From designer dupes to junk food, the chain knows exactly what kids want.

I remember very little about Little House on the Prairie, but I remember this: On Christmas morning, Laura and her sister each receive in their stockings a tin cup, a peppermint stick, one heart-shaped cake and a shiny new penny. “Think of having a whole penny for your very own,” the book reads. “There had never been such a Christmas.” Even at 6 years old, I remember understanding that this was very exciting for them, given their time and place, their wholesome-seeming simplicity and Protestant work ethic. I also remember thinking, guiltily, “I would not be excited by this.” Later in the book, she is given—and thrilled by—a decorative comb.

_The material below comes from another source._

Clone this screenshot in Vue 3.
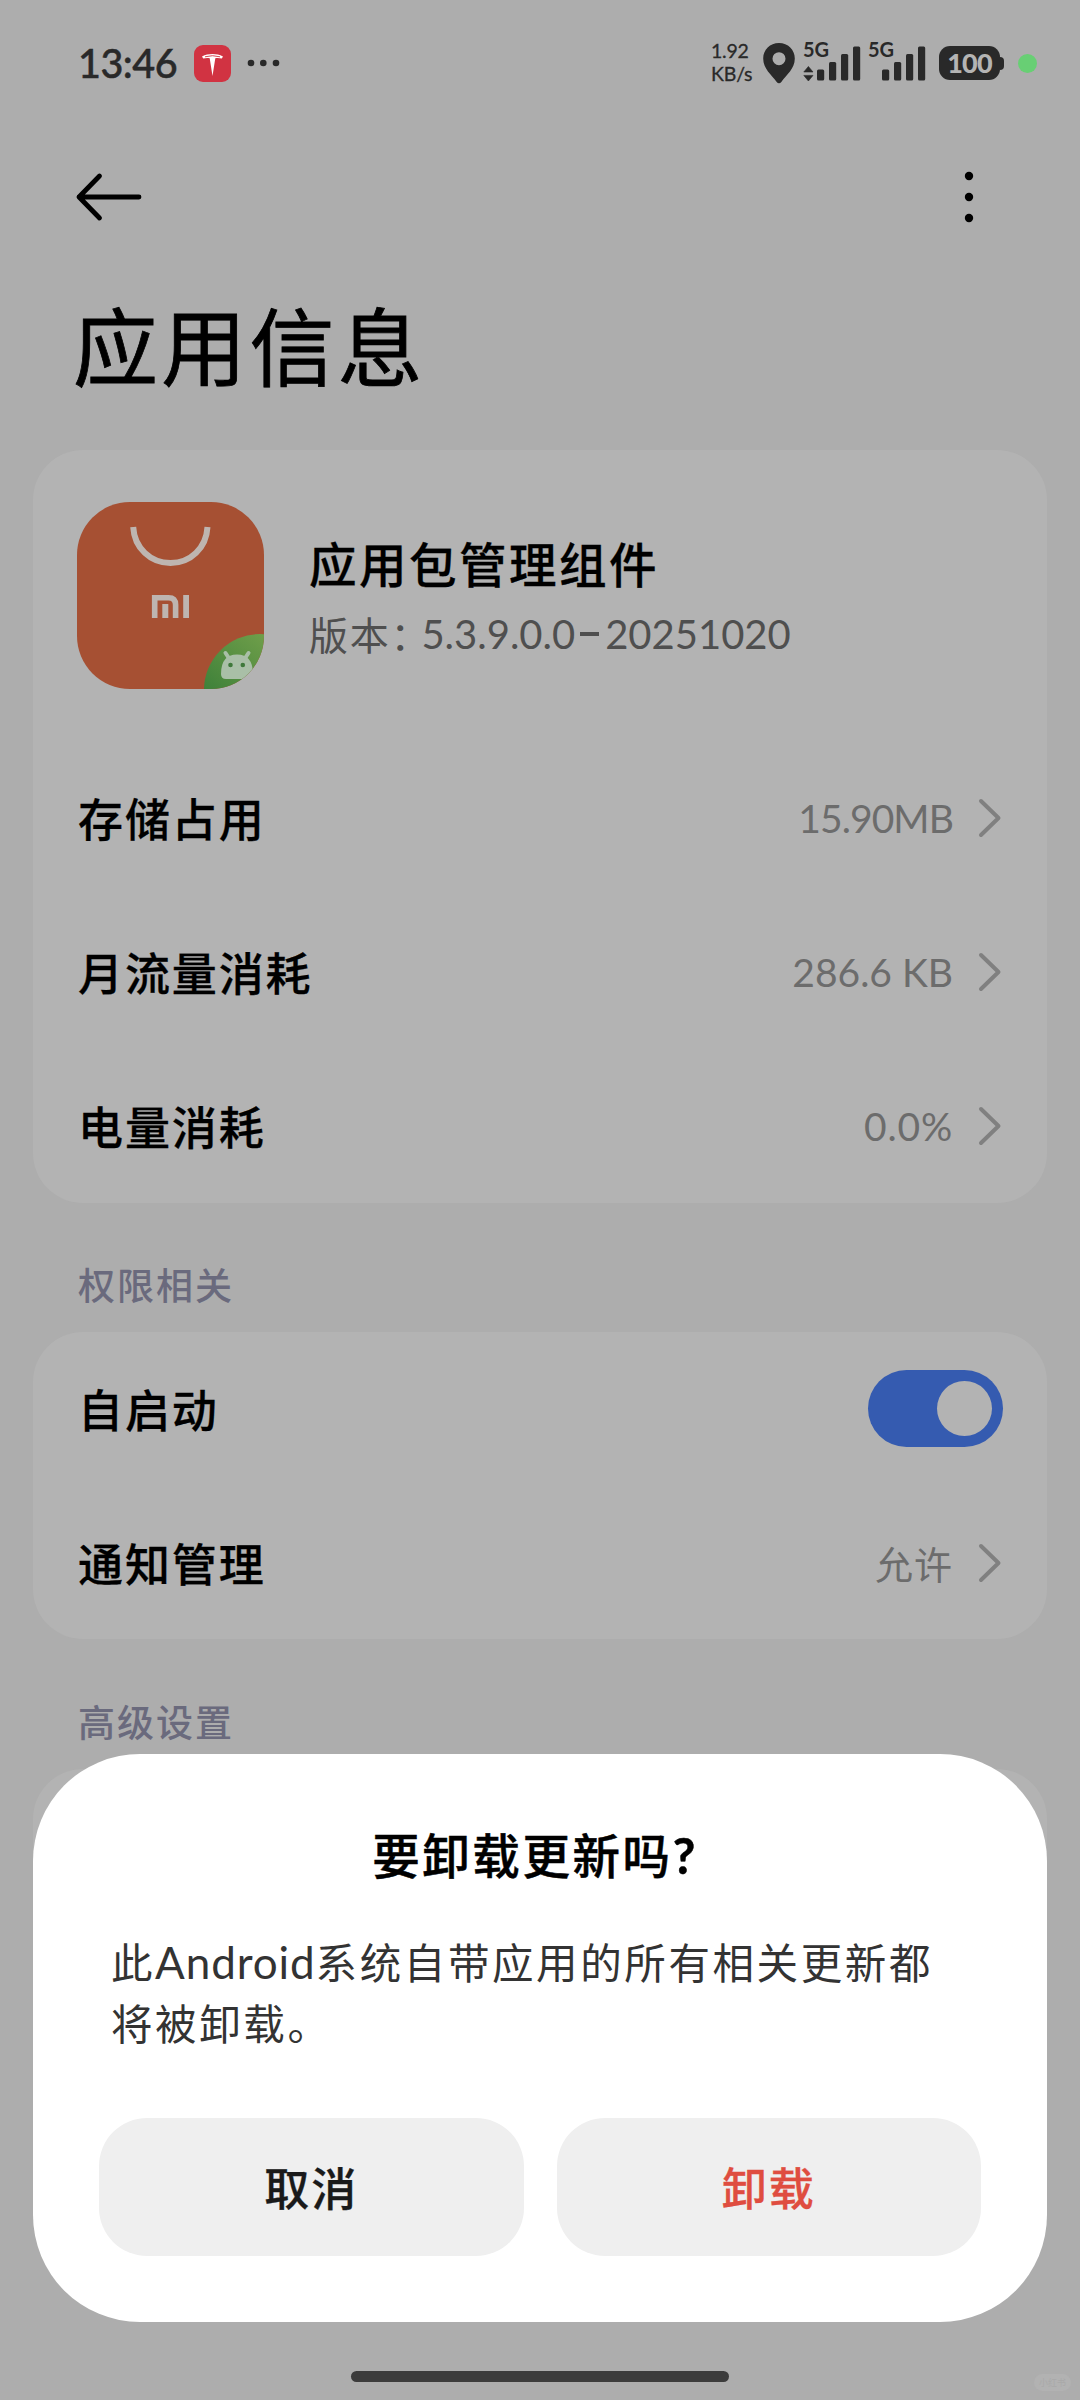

Standing in a subterranean Five Below in Downtown Brooklyn, inspecting a package of fidget toys shaped like butts, I think about Laura, who would, in contemporary times, be in Five Below Inc.’s target demographic. Five Below, a kids’ retail giant, isn’t simple and is only debatably wholesome. It doesn’t sell tin cups. It does, however, sell a wide selection of oversize Stanleyesque tumblers. Neither a toy store nor a dollar store, it’s a wonderland of stuff, most of it imported, much of it plastic and almost all of it $5 or less. (Last year the company began integrating higher-priced items, once relegated to their own special “Five Beyond” section, onto the regular shelves.) It seems they’ve tapped into the youth psyche. Five Below will end the 2025 fiscal year with more stores than ever: 1,921 stores in 46 states. The goal is to top 3,500 over the next decade.